REQUIREMENT:
Among the lines below, count those containing the word "index". Give the number only.

PROVIDED MATERIAL:
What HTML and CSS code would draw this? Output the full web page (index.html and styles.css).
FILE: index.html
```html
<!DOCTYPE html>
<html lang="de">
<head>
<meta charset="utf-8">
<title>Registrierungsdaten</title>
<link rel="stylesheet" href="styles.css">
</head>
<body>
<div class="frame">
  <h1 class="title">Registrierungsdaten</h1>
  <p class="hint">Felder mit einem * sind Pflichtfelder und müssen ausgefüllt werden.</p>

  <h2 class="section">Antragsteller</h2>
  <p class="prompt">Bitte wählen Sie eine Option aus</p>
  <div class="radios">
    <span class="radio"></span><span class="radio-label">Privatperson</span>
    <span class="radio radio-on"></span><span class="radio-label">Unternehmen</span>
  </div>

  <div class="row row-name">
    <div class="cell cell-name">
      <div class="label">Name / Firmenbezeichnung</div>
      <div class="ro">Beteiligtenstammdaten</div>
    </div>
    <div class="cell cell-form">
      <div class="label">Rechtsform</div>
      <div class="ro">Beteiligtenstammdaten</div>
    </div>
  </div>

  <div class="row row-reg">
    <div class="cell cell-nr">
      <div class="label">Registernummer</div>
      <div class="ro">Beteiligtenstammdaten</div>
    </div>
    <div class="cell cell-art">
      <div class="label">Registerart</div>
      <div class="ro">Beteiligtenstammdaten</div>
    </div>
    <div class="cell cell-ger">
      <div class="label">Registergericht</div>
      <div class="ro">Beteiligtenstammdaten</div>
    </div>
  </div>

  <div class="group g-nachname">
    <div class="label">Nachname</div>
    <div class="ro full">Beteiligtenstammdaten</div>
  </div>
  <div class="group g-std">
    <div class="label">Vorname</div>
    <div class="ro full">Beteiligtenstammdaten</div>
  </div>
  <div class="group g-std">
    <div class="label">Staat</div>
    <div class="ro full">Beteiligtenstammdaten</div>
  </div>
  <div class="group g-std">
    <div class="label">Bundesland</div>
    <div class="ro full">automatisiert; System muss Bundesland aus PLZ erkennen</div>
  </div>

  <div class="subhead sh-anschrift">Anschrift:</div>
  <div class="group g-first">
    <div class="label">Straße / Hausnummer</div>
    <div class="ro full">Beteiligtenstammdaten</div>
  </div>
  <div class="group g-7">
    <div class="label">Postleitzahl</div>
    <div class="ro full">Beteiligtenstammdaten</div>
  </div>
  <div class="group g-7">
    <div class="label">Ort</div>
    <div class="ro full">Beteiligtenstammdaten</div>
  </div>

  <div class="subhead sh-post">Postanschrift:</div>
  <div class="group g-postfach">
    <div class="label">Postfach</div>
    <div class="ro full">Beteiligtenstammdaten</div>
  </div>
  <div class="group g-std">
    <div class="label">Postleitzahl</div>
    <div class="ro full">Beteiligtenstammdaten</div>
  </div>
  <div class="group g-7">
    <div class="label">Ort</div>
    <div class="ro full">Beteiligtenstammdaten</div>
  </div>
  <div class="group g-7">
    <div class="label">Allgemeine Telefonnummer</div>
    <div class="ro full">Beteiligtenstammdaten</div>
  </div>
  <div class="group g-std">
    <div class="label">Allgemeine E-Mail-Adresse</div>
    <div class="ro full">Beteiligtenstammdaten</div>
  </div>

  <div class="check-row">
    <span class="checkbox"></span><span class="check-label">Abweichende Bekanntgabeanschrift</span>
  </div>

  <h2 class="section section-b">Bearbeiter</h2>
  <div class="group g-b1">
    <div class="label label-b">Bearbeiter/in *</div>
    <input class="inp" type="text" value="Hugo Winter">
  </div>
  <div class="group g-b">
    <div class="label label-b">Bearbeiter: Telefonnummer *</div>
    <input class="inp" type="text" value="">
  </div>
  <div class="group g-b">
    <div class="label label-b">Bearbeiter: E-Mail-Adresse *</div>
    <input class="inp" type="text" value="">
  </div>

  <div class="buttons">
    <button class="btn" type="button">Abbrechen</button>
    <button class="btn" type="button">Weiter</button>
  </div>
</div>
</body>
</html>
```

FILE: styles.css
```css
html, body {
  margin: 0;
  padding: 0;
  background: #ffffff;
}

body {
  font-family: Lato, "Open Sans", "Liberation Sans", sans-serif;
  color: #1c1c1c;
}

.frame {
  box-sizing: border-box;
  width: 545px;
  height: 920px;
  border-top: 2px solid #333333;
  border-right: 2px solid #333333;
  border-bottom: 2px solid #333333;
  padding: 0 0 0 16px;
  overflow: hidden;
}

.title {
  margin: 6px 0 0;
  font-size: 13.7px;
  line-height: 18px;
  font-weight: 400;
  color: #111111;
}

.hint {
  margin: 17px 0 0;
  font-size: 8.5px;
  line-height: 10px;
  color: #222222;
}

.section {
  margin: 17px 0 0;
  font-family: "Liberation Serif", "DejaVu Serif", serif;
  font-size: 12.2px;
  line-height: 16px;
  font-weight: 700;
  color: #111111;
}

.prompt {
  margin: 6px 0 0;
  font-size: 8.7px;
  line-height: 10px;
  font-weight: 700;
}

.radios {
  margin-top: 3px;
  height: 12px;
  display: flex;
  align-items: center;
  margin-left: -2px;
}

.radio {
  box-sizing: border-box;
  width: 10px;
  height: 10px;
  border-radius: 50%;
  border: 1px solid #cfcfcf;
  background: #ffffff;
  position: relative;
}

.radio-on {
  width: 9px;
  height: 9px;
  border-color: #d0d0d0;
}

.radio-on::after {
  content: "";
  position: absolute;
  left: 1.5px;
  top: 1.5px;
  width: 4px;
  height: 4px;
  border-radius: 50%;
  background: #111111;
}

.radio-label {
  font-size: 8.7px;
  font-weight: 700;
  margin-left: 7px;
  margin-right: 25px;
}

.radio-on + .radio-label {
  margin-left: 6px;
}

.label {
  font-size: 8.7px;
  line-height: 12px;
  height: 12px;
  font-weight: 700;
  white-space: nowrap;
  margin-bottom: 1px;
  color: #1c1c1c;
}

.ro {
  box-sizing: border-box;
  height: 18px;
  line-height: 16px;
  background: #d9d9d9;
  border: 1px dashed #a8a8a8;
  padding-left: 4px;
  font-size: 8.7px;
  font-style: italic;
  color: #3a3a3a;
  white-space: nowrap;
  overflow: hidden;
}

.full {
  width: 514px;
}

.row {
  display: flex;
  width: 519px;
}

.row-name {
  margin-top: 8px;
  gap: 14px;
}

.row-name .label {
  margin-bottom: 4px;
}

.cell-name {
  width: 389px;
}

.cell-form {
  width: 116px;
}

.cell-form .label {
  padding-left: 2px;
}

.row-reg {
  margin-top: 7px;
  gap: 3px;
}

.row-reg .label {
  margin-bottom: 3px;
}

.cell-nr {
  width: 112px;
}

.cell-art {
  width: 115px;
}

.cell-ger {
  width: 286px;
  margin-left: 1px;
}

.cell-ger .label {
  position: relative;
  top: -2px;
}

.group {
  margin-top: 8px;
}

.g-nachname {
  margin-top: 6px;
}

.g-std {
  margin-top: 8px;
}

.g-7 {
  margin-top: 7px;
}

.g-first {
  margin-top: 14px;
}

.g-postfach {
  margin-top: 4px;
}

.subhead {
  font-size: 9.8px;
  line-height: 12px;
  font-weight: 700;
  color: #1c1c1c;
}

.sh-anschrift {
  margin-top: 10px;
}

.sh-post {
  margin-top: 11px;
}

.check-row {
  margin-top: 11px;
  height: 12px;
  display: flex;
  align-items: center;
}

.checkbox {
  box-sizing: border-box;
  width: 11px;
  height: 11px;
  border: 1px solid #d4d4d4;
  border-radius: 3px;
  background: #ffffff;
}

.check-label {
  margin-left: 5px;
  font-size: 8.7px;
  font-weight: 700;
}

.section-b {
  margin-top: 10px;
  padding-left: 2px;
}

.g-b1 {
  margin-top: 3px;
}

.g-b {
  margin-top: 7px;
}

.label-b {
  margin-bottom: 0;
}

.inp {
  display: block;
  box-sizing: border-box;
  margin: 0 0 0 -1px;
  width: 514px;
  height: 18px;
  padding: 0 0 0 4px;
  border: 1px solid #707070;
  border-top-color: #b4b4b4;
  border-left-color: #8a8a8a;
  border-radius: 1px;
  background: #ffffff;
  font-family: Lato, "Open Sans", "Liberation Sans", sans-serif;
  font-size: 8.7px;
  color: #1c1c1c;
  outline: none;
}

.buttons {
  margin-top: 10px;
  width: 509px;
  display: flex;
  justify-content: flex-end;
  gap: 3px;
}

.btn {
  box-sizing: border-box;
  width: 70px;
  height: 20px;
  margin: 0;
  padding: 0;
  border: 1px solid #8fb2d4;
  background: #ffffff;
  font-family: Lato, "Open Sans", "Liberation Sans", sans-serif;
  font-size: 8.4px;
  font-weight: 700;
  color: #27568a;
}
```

RESPONSE TO THE EXERCISE:
2